→ The exercise: Repeat the full listing below verbatim and keep the images out.

====

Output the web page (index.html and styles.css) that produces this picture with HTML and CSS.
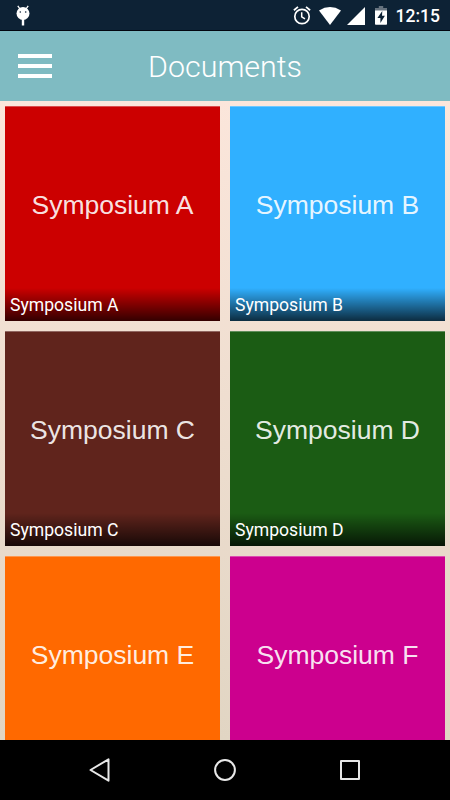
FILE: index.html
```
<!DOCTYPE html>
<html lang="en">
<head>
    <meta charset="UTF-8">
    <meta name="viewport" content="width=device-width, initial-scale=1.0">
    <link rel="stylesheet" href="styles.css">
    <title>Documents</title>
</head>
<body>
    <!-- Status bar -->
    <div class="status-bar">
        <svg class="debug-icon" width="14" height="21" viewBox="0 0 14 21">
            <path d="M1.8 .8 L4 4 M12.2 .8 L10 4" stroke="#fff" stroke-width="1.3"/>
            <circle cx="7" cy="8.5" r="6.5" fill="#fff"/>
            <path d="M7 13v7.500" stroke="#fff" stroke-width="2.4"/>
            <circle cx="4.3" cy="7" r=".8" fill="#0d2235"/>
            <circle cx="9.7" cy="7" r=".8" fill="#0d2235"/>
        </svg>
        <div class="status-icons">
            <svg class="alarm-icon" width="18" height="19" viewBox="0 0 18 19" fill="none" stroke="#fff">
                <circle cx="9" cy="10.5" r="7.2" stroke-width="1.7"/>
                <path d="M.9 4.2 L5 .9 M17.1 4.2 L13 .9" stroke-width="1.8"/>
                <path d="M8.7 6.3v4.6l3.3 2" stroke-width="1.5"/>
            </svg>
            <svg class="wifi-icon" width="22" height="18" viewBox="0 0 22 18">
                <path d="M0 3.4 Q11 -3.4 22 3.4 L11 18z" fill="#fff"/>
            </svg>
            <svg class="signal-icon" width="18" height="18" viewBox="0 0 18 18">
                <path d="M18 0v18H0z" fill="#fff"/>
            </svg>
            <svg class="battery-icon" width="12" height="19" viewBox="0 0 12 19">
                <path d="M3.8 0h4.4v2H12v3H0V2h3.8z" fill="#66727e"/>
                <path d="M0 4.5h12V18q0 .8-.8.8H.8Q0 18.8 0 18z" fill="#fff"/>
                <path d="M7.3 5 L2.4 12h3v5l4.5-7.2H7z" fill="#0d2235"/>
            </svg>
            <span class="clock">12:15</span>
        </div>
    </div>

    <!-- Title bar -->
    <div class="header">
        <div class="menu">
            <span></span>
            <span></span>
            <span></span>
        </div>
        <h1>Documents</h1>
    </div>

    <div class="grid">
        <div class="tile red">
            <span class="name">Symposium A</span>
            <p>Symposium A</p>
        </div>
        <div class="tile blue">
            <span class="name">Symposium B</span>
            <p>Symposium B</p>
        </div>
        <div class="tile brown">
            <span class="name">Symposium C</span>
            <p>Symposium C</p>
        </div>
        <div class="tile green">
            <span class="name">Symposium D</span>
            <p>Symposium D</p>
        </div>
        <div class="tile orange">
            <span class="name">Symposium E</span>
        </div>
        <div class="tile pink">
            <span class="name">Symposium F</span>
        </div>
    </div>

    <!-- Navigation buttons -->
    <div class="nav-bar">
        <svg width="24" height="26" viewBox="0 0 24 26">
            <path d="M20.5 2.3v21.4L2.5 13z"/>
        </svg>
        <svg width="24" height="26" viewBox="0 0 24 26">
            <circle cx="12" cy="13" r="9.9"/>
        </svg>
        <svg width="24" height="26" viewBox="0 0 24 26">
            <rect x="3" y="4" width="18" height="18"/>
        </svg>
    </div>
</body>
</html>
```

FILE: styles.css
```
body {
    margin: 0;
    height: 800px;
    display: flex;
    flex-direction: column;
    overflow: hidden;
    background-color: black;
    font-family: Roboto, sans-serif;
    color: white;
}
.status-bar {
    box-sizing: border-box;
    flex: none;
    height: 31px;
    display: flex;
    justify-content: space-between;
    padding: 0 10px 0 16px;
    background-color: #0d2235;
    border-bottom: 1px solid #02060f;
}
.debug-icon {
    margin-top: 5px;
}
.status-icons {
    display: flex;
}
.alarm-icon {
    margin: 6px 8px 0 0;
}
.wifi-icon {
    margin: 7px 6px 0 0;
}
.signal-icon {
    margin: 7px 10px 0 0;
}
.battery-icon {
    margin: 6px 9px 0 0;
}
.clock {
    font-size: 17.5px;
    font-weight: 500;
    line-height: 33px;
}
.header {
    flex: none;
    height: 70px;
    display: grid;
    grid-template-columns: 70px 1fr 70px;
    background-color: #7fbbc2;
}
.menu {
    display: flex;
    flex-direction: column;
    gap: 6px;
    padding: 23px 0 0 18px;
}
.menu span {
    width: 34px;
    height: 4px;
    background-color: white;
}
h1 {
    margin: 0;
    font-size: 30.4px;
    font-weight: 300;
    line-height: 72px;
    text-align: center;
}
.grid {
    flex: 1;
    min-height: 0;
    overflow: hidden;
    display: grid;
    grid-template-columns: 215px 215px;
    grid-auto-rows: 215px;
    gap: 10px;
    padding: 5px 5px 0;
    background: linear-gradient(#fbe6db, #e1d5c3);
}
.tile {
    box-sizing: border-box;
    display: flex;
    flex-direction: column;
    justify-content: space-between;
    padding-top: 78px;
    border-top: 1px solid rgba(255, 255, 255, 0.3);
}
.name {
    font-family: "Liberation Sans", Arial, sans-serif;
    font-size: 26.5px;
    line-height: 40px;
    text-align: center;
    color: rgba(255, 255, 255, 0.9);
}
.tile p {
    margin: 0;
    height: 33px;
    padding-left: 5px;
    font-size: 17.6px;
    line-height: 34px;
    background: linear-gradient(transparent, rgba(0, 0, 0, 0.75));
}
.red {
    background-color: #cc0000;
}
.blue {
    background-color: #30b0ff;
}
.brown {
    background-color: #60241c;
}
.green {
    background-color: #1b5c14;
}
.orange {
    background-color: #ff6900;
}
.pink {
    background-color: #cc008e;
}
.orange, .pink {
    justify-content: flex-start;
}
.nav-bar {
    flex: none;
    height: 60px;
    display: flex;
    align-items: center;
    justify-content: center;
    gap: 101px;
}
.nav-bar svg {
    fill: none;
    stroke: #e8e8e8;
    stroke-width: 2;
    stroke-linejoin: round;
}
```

====

→ Output of the task:
Output the web page (index.html and styles.css) that produces this picture with HTML and CSS.
FILE: index.html
```
<!DOCTYPE html>
<html lang="en">
<head>
    <meta charset="UTF-8">
    <meta name="viewport" content="width=device-width, initial-scale=1.0">
    <link rel="stylesheet" href="styles.css">
    <title>Documents</title>
</head>
<body>
    <!-- Status bar -->
    <div class="status-bar">
        <svg class="debug-icon" width="14" height="21" viewBox="0 0 14 21">
            <path d="M1.8 .8 L4 4 M12.2 .8 L10 4" stroke="#fff" stroke-width="1.3"/>
            <circle cx="7" cy="8.5" r="6.5" fill="#fff"/>
            <path d="M7 13v7.500" stroke="#fff" stroke-width="2.4"/>
            <circle cx="4.3" cy="7" r=".8" fill="#0d2235"/>
            <circle cx="9.7" cy="7" r=".8" fill="#0d2235"/>
        </svg>
        <div class="status-icons">
            <svg class="alarm-icon" width="18" height="19" viewBox="0 0 18 19" fill="none" stroke="#fff">
                <circle cx="9" cy="10.5" r="7.2" stroke-width="1.7"/>
                <path d="M.9 4.2 L5 .9 M17.1 4.2 L13 .9" stroke-width="1.8"/>
                <path d="M8.7 6.3v4.6l3.3 2" stroke-width="1.5"/>
            </svg>
            <svg class="wifi-icon" width="22" height="18" viewBox="0 0 22 18">
                <path d="M0 3.4 Q11 -3.4 22 3.4 L11 18z" fill="#fff"/>
            </svg>
            <svg class="signal-icon" width="18" height="18" viewBox="0 0 18 18">
                <path d="M18 0v18H0z" fill="#fff"/>
            </svg>
            <svg class="battery-icon" width="12" height="19" viewBox="0 0 12 19">
                <path d="M3.8 0h4.4v2H12v3H0V2h3.8z" fill="#66727e"/>
                <path d="M0 4.5h12V18q0 .8-.8.8H.8Q0 18.8 0 18z" fill="#fff"/>
                <path d="M7.3 5 L2.4 12h3v5l4.5-7.2H7z" fill="#0d2235"/>
            </svg>
            <span class="clock">12:15</span>
        </div>
    </div>

    <!-- Title bar -->
    <div class="header">
        <div class="menu">
            <span></span>
            <span></span>
            <span></span>
        </div>
        <h1>Documents</h1>
    </div>

    <div class="grid">
        <div class="tile red">
            <span class="name">Symposium A</span>
            <p>Symposium A</p>
        </div>
        <div class="tile blue">
            <span class="name">Symposium B</span>
            <p>Symposium B</p>
        </div>
        <div class="tile brown">
            <span class="name">Symposium C</span>
            <p>Symposium C</p>
        </div>
        <div class="tile green">
            <span class="name">Symposium D</span>
            <p>Symposium D</p>
        </div>
        <div class="tile orange">
            <span class="name">Symposium E</span>
        </div>
        <div class="tile pink">
            <span class="name">Symposium F</span>
        </div>
    </div>

    <!-- Navigation buttons -->
    <div class="nav-bar">
        <svg width="24" height="26" viewBox="0 0 24 26">
            <path d="M20.5 2.3v21.4L2.5 13z"/>
        </svg>
        <svg width="24" height="26" viewBox="0 0 24 26">
            <circle cx="12" cy="13" r="9.9"/>
        </svg>
        <svg width="24" height="26" viewBox="0 0 24 26">
            <rect x="3" y="4" width="18" height="18"/>
        </svg>
    </div>
</body>
</html>
```

FILE: styles.css
```
body {
    margin: 0;
    height: 800px;
    display: flex;
    flex-direction: column;
    overflow: hidden;
    background-color: black;
    font-family: Roboto, sans-serif;
    color: white;
}
.status-bar {
    box-sizing: border-box;
    flex: none;
    height: 31px;
    display: flex;
    justify-content: space-between;
    padding: 0 10px 0 16px;
    background-color: #0d2235;
    border-bottom: 1px solid #02060f;
}
.debug-icon {
    margin-top: 5px;
}
.status-icons {
    display: flex;
}
.alarm-icon {
    margin: 6px 8px 0 0;
}
.wifi-icon {
    margin: 7px 6px 0 0;
}
.signal-icon {
    margin: 7px 10px 0 0;
}
.battery-icon {
    margin: 6px 9px 0 0;
}
.clock {
    font-size: 17.5px;
    font-weight: 500;
    line-height: 33px;
}
.header {
    flex: none;
    height: 70px;
    display: grid;
    grid-template-columns: 70px 1fr 70px;
    background-color: #7fbbc2;
}
.menu {
    display: flex;
    flex-direction: column;
    gap: 6px;
    padding: 23px 0 0 18px;
}
.menu span {
    width: 34px;
    height: 4px;
    background-color: white;
}
h1 {
    margin: 0;
    font-size: 30.4px;
    font-weight: 300;
    line-height: 72px;
    text-align: center;
}
.grid {
    flex: 1;
    min-height: 0;
    overflow: hidden;
    display: grid;
    grid-template-columns: 215px 215px;
    grid-auto-rows: 215px;
    gap: 10px;
    padding: 5px 5px 0;
    background: linear-gradient(#fbe6db, #e1d5c3);
}
.tile {
    box-sizing: border-box;
    display: flex;
    flex-direction: column;
    justify-content: space-between;
    padding-top: 78px;
    border-top: 1px solid rgba(255, 255, 255, 0.3);
}
.name {
    font-family: "Liberation Sans", Arial, sans-serif;
    font-size: 26.5px;
    line-height: 40px;
    text-align: center;
    color: rgba(255, 255, 255, 0.9);
}
.tile p {
    margin: 0;
    height: 33px;
    padding-left: 5px;
    font-size: 17.6px;
    line-height: 34px;
    background: linear-gradient(transparent, rgba(0, 0, 0, 0.75));
}
.red {
    background-color: #cc0000;
}
.blue {
    background-color: #30b0ff;
}
.brown {
    background-color: #60241c;
}
.green {
    background-color: #1b5c14;
}
.orange {
    background-color: #ff6900;
}
.pink {
    background-color: #cc008e;
}
.orange, .pink {
    justify-content: flex-start;
}
.nav-bar {
    flex: none;
    height: 60px;
    display: flex;
    align-items: center;
    justify-content: center;
    gap: 101px;
}
.nav-bar svg {
    fill: none;
    stroke: #e8e8e8;
    stroke-width: 2;
    stroke-linejoin: round;
}
```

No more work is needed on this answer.